### Problem to solve
Search the records for "components" and copy each line that holds it.
══ Material for this exercise
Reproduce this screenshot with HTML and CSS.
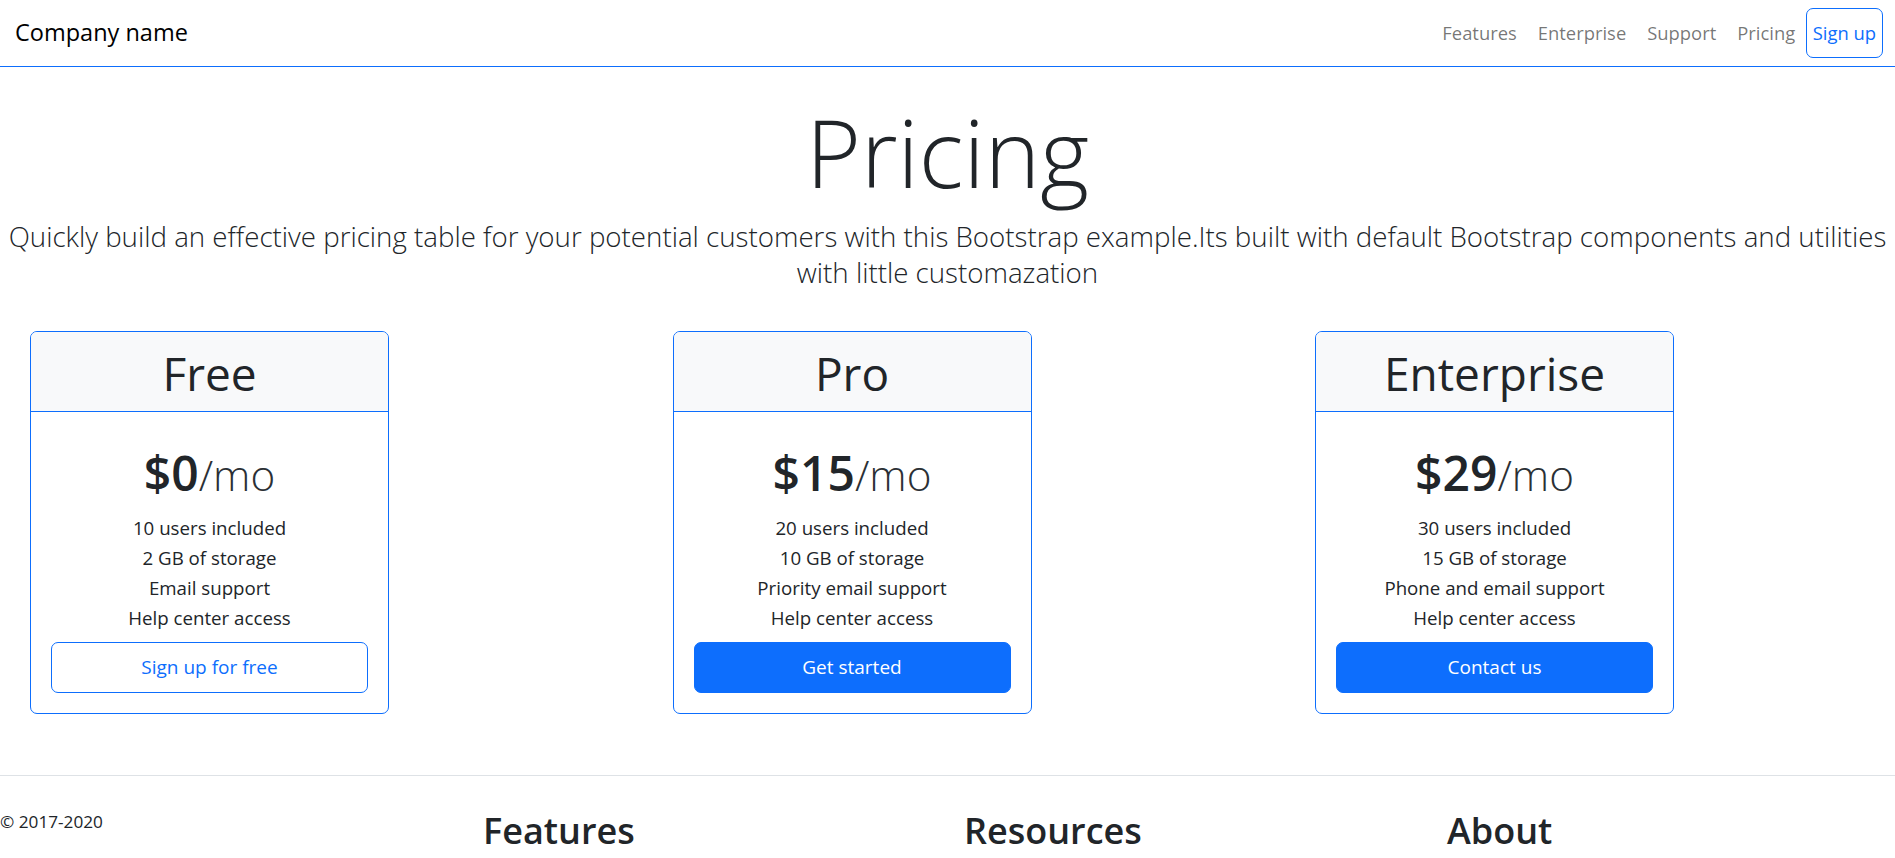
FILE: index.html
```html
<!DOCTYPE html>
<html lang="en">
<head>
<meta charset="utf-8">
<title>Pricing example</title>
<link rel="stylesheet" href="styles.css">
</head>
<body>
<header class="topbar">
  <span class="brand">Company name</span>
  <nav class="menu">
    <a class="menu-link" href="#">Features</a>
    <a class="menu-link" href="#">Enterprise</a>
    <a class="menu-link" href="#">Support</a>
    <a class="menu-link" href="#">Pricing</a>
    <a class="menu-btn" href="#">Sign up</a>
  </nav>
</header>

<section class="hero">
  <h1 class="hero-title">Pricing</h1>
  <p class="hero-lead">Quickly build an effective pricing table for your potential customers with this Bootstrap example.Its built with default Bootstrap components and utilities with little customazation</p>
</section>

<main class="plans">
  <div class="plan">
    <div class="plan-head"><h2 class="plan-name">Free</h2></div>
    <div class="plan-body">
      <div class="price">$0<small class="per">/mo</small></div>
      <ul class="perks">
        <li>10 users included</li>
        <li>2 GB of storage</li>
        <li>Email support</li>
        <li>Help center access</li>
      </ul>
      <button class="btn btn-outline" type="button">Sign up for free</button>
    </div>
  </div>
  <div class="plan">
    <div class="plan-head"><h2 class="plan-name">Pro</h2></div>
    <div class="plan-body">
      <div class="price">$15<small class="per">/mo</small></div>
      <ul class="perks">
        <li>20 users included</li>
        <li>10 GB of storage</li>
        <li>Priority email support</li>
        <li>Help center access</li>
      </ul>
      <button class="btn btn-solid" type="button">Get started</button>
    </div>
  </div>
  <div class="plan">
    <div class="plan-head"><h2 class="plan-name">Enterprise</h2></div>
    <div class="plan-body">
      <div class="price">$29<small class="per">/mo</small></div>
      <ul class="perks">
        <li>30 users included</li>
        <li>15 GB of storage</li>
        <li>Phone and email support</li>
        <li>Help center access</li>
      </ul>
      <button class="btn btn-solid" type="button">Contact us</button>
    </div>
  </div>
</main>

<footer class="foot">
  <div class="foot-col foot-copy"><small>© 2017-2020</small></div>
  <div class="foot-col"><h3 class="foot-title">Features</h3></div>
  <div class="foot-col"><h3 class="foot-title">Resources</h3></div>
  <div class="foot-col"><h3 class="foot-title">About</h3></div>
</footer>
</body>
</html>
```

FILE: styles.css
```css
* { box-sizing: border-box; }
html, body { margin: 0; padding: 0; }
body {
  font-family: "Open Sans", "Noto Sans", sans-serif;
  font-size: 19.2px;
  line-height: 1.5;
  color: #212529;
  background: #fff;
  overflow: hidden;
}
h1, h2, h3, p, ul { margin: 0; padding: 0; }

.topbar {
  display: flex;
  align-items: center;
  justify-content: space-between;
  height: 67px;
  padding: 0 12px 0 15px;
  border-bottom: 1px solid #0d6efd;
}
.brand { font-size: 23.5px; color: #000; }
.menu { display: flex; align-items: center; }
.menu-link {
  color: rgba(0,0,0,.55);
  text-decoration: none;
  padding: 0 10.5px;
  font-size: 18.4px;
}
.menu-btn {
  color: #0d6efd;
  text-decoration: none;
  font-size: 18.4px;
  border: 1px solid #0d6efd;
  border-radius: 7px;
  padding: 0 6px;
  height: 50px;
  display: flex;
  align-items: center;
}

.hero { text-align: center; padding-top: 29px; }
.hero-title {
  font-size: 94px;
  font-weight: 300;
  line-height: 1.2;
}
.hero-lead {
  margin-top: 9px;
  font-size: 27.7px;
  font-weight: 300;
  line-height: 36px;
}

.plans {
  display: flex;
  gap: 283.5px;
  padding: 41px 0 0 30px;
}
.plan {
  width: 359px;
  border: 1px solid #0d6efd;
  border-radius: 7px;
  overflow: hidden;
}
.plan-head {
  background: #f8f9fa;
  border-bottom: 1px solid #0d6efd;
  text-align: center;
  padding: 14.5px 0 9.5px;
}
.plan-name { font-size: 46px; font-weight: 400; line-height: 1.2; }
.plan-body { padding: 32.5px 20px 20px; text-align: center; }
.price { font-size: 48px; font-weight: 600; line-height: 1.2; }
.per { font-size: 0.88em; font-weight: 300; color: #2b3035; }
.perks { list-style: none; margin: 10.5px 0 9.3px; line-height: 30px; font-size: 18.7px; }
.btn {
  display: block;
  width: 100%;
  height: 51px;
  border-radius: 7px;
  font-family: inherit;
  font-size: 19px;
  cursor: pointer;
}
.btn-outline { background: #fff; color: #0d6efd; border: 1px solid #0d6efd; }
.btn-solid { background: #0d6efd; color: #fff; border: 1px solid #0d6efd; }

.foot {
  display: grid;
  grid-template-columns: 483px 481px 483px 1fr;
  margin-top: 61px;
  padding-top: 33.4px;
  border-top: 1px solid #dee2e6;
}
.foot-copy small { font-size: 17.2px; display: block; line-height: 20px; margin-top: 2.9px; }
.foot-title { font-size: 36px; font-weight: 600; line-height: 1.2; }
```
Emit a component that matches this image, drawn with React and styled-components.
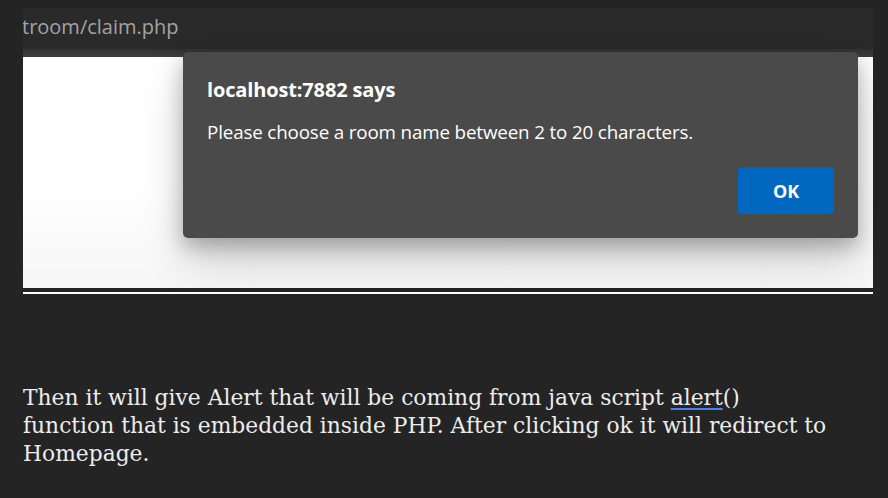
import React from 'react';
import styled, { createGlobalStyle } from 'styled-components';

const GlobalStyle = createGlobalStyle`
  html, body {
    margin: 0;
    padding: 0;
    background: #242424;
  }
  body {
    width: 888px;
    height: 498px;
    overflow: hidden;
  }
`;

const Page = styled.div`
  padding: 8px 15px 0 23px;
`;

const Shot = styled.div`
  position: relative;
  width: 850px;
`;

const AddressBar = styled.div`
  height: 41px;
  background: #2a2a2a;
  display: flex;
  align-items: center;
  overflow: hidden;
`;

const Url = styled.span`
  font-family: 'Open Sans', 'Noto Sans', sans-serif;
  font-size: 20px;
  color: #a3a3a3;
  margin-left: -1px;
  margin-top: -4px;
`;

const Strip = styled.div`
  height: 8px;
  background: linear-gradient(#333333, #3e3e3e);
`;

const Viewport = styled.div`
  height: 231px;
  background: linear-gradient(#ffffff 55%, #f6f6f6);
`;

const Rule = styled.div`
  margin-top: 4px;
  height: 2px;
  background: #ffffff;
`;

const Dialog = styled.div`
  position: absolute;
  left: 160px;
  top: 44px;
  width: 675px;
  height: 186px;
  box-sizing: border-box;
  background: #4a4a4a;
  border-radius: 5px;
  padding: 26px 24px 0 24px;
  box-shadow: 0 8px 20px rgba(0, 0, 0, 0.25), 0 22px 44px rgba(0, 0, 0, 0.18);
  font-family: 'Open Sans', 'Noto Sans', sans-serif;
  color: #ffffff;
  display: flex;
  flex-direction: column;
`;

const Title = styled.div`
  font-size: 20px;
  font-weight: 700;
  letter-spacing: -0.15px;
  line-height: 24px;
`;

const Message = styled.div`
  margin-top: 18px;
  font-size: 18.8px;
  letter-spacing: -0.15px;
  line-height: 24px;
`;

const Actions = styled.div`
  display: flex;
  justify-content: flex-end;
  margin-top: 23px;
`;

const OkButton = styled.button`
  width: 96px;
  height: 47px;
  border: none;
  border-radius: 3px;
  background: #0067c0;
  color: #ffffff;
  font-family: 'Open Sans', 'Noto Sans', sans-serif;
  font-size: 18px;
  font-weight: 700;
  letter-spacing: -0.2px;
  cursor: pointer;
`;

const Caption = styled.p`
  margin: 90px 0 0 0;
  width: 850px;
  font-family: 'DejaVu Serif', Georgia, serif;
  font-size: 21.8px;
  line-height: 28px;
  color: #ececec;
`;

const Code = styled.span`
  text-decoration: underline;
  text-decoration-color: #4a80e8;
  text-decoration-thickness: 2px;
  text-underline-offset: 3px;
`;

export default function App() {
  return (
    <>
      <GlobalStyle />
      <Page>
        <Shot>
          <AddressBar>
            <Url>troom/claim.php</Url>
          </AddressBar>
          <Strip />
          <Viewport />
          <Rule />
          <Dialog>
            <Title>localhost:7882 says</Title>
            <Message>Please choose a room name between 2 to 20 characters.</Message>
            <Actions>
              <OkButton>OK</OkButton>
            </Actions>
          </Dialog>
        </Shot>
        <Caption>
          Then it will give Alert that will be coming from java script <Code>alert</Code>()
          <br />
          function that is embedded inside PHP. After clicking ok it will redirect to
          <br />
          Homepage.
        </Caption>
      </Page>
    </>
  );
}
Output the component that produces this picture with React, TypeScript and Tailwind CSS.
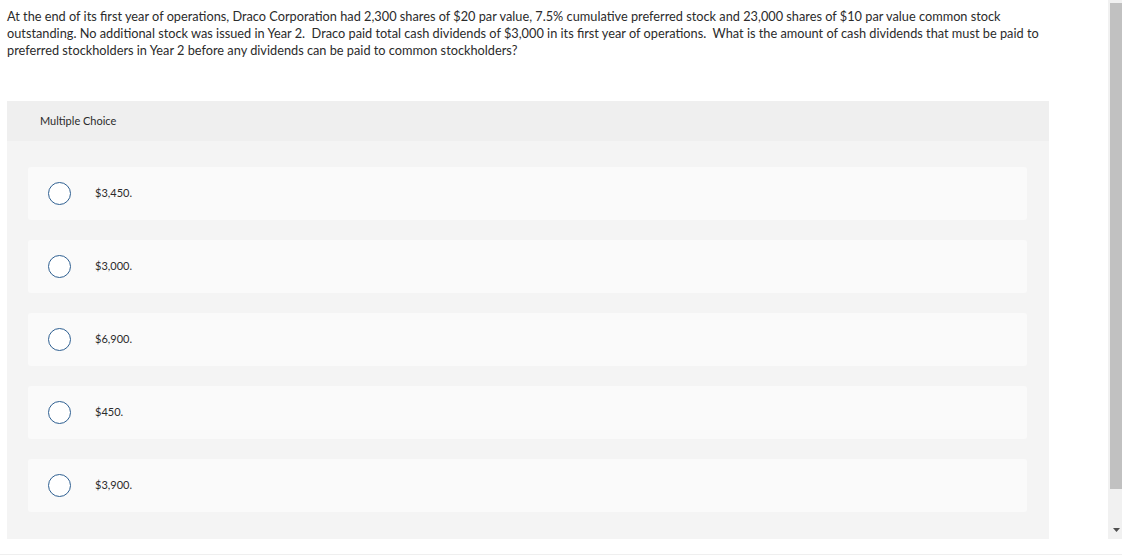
════
### Exercise response
  <p class="hero-lead">Quickly build an effective pricing table for your potential customers with this Bootstrap example.Its built with default Bootstrap components and utilities with little customazation</p>
Emit a component that matches this image, drawn with React and styled-components.
import styled, { createGlobalStyle } from 'styled-components';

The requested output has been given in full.